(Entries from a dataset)
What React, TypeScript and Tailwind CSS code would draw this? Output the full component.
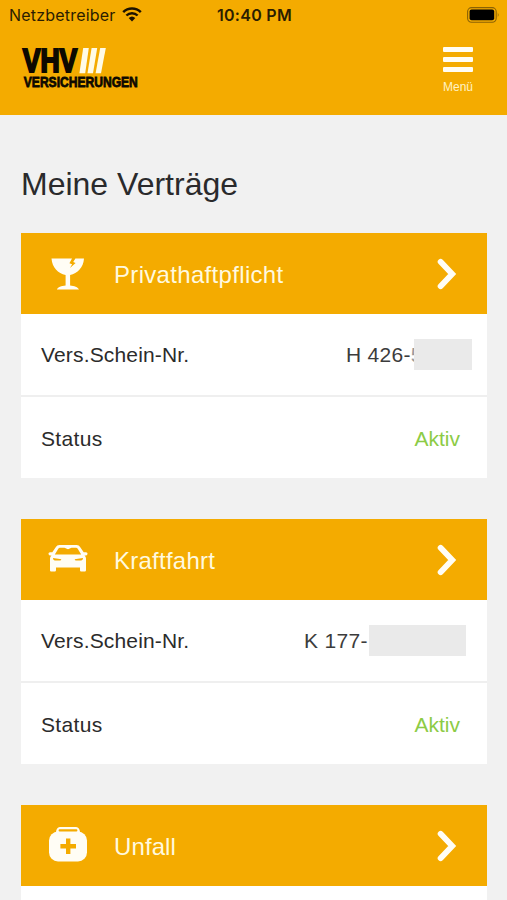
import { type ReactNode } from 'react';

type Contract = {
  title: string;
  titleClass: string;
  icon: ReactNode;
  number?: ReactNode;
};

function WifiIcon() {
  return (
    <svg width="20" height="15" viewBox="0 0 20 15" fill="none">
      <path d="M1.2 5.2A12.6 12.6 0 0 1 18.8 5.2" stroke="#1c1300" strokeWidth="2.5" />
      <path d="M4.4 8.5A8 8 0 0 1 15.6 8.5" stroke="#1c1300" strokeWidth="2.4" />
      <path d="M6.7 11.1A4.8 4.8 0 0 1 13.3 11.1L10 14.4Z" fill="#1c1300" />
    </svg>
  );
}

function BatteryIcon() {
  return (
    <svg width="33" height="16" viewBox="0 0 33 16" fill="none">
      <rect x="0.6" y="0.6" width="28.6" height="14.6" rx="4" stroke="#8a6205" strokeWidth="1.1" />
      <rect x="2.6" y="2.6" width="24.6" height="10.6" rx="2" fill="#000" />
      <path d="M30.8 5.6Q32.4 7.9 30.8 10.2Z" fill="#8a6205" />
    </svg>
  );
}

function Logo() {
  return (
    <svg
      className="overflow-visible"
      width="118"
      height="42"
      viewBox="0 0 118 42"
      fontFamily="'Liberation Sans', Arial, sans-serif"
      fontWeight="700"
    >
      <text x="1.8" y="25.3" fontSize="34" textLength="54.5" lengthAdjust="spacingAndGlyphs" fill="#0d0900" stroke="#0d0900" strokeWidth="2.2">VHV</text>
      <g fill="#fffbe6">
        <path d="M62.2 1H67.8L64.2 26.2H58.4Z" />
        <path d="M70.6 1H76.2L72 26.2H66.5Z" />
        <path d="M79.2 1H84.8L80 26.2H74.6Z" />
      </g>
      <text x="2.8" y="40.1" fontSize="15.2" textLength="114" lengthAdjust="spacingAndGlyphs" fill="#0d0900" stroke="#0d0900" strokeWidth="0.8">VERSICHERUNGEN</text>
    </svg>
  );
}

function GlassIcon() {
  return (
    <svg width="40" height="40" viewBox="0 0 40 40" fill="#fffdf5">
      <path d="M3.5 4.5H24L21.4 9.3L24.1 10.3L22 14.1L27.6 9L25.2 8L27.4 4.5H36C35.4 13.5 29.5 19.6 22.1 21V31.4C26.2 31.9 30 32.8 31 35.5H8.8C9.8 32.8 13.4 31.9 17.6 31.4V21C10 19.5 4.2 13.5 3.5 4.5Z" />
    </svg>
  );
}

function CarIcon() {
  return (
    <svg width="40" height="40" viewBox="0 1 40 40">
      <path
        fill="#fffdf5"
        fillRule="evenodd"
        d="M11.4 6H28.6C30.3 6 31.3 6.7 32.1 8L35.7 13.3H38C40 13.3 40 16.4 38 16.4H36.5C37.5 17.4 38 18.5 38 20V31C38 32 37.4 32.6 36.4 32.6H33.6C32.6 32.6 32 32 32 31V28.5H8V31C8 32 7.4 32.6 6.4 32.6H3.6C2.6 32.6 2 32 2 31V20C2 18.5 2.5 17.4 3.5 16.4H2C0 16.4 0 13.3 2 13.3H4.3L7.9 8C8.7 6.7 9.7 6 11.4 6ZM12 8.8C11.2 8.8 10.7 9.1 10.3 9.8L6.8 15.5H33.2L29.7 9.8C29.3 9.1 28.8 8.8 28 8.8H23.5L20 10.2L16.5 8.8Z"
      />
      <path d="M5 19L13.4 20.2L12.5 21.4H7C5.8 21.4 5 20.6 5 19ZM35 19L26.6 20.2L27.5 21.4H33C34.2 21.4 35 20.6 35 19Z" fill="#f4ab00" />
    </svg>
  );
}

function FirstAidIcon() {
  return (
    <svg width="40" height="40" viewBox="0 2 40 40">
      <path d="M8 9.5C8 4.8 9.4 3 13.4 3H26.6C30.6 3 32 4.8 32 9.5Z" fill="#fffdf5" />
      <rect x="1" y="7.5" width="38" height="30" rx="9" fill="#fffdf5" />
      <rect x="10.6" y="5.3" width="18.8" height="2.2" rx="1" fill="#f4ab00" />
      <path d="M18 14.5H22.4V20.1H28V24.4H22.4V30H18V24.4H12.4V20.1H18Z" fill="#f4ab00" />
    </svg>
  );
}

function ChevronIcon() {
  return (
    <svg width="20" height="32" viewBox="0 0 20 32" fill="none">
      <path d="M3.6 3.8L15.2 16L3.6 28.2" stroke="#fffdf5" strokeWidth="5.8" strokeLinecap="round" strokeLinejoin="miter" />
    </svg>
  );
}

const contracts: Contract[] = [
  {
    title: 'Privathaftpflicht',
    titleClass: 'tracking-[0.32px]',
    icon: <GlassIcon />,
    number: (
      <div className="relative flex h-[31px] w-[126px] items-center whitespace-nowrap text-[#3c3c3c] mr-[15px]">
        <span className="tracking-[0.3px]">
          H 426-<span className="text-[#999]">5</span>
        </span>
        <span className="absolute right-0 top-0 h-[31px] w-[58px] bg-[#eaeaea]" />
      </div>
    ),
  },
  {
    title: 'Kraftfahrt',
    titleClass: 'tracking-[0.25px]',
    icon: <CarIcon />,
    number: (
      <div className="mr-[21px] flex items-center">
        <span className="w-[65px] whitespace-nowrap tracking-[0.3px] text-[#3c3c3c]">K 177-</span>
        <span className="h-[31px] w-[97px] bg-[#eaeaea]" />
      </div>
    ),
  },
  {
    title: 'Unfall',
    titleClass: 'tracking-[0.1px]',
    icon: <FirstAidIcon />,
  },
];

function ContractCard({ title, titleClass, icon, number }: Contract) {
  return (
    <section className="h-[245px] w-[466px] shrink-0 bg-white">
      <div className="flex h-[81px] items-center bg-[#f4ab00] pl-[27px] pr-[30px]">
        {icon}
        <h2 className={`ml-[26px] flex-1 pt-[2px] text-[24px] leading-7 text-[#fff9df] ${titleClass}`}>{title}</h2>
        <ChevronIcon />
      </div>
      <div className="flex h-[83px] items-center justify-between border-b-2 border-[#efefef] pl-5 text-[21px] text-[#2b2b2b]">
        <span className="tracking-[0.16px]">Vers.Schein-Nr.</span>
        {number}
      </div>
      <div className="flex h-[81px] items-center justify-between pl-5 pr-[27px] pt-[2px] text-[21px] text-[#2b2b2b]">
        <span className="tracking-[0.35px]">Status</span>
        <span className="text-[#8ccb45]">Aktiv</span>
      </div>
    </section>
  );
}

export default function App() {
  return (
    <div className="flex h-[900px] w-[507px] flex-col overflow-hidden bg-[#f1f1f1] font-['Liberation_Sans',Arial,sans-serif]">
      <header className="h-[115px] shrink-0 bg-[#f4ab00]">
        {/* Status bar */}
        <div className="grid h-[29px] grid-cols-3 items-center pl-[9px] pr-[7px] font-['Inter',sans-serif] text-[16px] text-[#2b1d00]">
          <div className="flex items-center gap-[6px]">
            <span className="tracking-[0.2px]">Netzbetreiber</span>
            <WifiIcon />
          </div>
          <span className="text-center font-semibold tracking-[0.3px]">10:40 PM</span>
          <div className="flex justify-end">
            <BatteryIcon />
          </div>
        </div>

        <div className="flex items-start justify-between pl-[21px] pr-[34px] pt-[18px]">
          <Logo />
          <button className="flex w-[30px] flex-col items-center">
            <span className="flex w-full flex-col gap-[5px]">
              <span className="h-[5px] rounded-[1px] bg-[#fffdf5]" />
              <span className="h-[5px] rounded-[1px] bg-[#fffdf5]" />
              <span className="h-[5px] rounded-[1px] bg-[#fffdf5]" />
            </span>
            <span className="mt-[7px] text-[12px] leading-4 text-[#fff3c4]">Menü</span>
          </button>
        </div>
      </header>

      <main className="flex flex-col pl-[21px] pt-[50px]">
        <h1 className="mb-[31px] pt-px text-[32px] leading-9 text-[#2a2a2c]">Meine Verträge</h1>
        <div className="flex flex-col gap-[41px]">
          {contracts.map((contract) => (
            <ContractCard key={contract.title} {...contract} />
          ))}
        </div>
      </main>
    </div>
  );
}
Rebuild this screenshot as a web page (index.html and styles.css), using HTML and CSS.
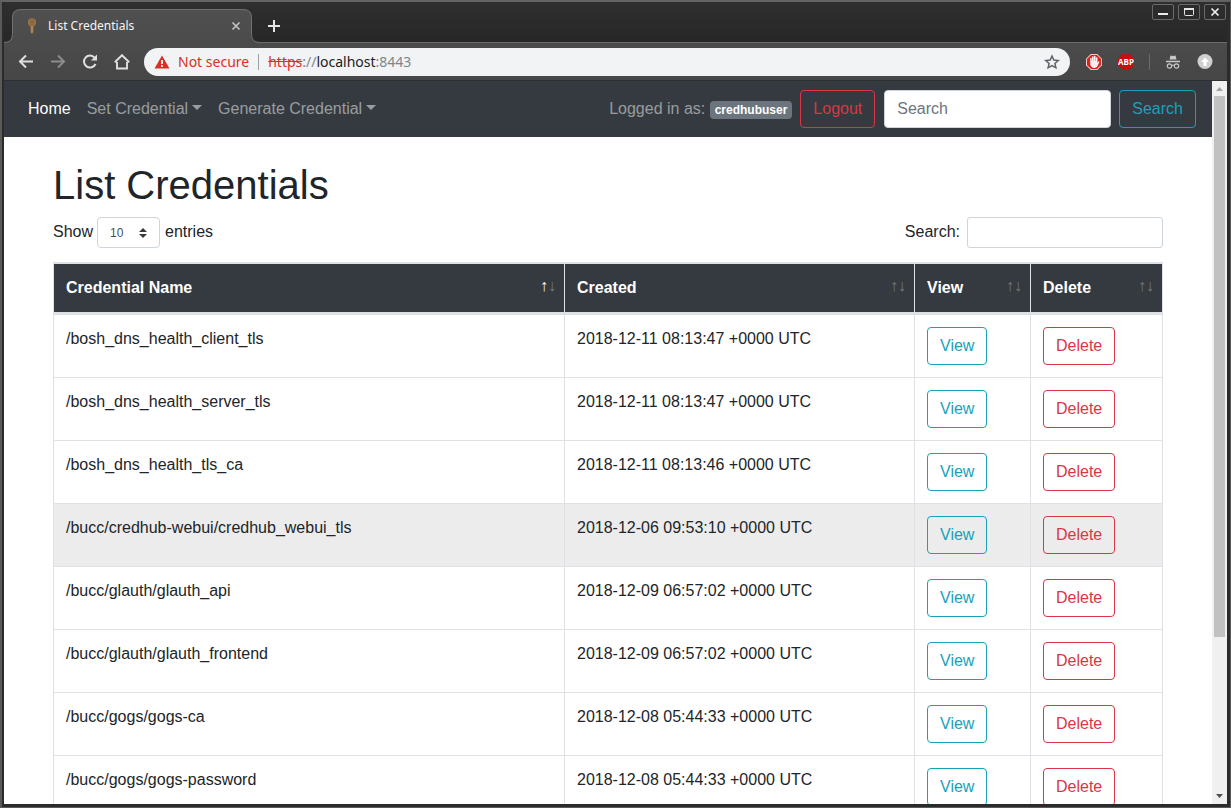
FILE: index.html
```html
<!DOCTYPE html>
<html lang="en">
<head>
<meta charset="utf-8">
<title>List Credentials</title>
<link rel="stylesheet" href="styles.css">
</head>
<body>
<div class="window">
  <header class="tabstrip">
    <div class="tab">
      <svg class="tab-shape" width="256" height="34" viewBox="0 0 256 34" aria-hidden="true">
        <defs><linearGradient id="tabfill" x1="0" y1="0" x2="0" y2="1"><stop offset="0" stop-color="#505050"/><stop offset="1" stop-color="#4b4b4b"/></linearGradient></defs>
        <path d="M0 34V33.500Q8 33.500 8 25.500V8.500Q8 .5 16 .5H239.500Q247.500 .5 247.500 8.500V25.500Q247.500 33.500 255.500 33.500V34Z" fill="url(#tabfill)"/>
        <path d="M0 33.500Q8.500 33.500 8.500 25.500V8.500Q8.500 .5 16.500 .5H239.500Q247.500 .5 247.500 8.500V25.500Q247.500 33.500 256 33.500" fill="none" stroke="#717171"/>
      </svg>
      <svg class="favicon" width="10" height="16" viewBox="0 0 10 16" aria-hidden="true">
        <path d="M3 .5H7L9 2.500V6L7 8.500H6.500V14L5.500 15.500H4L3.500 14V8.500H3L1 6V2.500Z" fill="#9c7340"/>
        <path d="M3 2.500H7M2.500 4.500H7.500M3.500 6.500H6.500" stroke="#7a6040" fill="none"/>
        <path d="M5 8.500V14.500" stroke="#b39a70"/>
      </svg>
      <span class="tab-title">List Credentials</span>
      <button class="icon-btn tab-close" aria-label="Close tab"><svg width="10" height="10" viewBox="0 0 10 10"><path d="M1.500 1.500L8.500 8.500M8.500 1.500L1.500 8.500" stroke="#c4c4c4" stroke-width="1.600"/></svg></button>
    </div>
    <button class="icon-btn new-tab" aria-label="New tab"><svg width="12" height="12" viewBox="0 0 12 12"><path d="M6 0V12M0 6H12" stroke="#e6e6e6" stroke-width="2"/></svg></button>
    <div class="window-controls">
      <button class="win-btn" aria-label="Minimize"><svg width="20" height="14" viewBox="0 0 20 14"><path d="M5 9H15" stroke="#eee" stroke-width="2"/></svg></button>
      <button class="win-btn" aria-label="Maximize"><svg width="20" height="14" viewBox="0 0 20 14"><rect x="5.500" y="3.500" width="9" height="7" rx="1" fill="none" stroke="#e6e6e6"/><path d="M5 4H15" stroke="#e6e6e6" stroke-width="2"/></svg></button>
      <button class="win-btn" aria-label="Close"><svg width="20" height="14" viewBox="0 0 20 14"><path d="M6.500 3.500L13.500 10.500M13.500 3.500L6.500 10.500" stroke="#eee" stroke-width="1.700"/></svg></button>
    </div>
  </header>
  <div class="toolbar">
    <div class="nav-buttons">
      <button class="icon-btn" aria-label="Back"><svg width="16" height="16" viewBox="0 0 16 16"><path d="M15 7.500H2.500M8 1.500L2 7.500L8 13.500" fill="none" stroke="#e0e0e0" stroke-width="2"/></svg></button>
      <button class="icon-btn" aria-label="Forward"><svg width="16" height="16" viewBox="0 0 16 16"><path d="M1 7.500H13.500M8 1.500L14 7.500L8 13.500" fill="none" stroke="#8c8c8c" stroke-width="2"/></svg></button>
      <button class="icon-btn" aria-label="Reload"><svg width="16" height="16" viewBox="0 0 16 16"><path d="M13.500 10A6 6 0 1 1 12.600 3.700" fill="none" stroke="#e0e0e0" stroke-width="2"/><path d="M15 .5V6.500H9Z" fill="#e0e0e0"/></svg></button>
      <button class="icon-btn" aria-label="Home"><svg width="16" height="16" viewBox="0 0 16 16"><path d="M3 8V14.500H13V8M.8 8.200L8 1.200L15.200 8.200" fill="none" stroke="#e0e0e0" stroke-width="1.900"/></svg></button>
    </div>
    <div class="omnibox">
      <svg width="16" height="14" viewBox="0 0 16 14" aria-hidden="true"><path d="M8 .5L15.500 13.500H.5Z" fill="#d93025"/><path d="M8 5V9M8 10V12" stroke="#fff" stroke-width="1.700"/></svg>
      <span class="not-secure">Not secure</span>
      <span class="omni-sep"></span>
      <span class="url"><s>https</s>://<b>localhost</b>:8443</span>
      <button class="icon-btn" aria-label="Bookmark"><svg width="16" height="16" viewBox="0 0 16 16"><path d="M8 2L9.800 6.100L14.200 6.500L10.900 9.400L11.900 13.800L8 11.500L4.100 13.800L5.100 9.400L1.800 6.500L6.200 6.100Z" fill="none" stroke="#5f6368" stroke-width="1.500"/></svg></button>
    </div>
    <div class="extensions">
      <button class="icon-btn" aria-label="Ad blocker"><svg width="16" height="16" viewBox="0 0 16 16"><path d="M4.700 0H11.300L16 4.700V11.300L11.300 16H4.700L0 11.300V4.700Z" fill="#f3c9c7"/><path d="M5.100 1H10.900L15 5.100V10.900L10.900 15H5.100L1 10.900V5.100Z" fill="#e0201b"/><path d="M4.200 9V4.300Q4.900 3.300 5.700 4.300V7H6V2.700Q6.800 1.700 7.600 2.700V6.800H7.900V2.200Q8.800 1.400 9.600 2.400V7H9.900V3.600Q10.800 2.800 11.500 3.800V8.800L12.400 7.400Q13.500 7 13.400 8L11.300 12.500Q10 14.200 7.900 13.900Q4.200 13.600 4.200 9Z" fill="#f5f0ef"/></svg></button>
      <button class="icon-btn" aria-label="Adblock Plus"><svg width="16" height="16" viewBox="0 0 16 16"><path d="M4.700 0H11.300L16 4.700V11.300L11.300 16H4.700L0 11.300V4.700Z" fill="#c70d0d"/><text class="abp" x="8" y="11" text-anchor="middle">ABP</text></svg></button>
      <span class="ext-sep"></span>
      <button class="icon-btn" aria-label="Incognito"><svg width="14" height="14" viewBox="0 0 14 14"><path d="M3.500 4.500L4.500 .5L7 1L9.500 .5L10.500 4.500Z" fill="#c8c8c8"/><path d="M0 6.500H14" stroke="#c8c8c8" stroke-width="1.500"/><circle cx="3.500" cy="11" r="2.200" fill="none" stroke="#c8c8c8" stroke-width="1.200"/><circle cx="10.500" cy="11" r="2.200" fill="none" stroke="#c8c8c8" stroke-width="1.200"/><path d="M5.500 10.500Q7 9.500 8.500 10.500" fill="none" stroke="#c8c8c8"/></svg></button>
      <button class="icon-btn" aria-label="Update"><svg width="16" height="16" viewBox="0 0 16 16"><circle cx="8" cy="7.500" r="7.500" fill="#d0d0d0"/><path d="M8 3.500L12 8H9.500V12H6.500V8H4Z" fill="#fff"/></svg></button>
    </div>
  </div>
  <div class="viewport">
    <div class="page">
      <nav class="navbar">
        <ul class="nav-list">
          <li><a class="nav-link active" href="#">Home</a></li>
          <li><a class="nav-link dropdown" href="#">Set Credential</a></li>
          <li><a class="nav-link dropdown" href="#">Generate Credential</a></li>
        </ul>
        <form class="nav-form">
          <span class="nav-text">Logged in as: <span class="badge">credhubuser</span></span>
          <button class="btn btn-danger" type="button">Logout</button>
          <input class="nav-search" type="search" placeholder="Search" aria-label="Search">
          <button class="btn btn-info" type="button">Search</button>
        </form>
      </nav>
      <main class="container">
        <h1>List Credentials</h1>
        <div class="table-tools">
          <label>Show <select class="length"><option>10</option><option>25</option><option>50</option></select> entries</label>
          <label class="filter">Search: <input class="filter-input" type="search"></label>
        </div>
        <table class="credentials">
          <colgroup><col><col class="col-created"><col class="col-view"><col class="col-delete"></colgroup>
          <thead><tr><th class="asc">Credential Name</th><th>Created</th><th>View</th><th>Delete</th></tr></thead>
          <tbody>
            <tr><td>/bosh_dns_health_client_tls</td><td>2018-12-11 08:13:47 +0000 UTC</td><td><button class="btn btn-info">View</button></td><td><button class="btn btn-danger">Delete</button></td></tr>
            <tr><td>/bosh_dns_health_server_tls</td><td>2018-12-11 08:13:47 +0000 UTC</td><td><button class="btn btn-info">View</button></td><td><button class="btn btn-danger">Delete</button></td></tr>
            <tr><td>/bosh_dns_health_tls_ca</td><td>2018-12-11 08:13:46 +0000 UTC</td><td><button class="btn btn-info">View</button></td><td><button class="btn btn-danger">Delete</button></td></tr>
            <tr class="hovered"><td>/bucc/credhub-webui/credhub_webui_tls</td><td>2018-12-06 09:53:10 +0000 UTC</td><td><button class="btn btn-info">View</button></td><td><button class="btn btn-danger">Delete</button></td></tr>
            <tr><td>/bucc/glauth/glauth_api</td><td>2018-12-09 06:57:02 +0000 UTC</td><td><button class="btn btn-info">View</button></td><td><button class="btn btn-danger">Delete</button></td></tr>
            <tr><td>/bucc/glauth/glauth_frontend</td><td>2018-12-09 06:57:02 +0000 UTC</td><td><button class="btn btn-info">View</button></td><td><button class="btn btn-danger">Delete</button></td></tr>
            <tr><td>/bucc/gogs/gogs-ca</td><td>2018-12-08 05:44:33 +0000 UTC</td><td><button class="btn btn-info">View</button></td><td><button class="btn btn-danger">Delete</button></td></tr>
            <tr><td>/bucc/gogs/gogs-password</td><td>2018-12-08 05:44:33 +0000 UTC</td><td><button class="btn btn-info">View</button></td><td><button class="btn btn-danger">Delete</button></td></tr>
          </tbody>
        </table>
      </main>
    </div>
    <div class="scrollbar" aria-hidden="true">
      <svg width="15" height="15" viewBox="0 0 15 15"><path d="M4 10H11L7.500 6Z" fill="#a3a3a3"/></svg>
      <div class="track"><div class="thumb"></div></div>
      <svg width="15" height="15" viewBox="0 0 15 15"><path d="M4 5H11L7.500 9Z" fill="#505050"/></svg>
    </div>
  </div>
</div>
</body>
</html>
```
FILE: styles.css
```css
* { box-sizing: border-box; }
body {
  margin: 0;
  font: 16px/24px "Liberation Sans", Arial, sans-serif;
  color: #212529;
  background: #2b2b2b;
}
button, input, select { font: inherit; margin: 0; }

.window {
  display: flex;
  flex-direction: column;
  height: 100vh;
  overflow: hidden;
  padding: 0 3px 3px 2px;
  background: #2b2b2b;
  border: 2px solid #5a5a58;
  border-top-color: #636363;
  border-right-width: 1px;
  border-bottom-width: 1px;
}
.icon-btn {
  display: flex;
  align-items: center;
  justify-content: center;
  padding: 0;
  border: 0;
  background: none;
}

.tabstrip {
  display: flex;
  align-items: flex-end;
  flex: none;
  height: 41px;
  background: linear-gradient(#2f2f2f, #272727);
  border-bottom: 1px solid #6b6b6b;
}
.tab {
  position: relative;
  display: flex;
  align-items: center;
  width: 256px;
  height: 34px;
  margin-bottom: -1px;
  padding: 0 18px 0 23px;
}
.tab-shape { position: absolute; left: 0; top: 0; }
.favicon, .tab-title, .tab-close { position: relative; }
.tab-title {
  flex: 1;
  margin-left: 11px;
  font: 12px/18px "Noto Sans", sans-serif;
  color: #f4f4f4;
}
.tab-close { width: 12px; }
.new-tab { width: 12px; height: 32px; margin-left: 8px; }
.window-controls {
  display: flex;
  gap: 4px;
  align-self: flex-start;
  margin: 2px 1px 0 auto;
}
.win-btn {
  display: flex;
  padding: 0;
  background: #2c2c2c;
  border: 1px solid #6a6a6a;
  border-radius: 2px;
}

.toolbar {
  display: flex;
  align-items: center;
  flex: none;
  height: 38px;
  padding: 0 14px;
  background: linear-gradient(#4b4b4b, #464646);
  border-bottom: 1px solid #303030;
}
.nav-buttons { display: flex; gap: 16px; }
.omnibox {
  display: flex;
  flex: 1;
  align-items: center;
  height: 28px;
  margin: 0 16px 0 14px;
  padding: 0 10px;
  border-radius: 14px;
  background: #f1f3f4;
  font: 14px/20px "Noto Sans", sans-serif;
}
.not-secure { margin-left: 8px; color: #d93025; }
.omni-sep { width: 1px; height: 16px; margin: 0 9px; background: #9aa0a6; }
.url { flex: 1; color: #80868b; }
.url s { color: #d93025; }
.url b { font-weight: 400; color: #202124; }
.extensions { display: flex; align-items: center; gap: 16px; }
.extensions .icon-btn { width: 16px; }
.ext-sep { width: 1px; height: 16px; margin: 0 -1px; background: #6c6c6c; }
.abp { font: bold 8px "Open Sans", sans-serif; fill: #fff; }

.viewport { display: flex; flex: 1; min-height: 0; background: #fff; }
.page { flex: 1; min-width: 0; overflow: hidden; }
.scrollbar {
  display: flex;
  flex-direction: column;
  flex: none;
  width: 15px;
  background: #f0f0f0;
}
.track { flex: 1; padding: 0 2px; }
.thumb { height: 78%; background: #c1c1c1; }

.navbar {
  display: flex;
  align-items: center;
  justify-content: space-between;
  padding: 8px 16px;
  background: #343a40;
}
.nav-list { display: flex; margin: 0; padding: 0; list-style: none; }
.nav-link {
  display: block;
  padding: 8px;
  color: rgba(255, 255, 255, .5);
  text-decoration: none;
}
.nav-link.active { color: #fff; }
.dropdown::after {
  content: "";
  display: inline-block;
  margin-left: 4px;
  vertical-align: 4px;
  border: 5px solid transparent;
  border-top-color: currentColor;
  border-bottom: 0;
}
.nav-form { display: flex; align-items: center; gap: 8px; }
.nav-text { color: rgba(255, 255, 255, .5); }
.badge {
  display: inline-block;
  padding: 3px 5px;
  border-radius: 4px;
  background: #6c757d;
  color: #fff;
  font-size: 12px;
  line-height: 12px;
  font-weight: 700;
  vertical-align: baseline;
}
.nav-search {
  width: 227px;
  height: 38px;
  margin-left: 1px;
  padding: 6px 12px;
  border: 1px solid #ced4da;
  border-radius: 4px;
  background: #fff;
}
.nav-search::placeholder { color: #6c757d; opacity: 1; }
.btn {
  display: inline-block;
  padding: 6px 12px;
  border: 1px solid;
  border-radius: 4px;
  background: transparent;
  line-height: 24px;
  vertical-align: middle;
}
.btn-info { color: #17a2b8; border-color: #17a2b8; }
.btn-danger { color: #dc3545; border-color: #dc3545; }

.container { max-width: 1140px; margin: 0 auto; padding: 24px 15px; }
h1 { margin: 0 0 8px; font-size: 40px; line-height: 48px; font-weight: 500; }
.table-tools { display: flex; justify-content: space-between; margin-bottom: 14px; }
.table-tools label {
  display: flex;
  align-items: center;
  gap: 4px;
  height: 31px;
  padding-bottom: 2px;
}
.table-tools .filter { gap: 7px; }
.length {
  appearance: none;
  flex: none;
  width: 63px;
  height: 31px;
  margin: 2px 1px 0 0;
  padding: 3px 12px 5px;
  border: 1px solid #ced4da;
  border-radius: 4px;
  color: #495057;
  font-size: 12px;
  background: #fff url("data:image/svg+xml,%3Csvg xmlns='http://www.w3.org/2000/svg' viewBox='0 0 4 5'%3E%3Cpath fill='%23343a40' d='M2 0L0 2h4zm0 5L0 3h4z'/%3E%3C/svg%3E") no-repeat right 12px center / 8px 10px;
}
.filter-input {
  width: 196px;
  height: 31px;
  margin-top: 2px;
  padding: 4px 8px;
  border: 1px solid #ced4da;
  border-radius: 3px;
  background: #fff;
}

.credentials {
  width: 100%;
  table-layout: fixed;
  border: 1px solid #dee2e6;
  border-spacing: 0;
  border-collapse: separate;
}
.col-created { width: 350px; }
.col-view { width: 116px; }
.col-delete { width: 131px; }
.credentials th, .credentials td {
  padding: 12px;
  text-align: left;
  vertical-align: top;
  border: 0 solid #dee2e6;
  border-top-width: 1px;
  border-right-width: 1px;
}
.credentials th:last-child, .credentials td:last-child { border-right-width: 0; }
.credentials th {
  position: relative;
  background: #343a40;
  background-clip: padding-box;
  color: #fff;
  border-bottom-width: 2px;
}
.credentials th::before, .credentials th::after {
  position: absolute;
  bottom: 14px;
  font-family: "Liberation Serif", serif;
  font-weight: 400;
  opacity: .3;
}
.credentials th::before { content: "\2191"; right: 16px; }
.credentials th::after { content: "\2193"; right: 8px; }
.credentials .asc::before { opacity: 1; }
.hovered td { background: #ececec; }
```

THE EXERCISE :: Return every line above that contains the word "full".

SOLVED EXERCISE ::
What React, TypeScript and Tailwind CSS code would draw this? Output the full component.
            <span className="flex w-full flex-col gap-[5px]">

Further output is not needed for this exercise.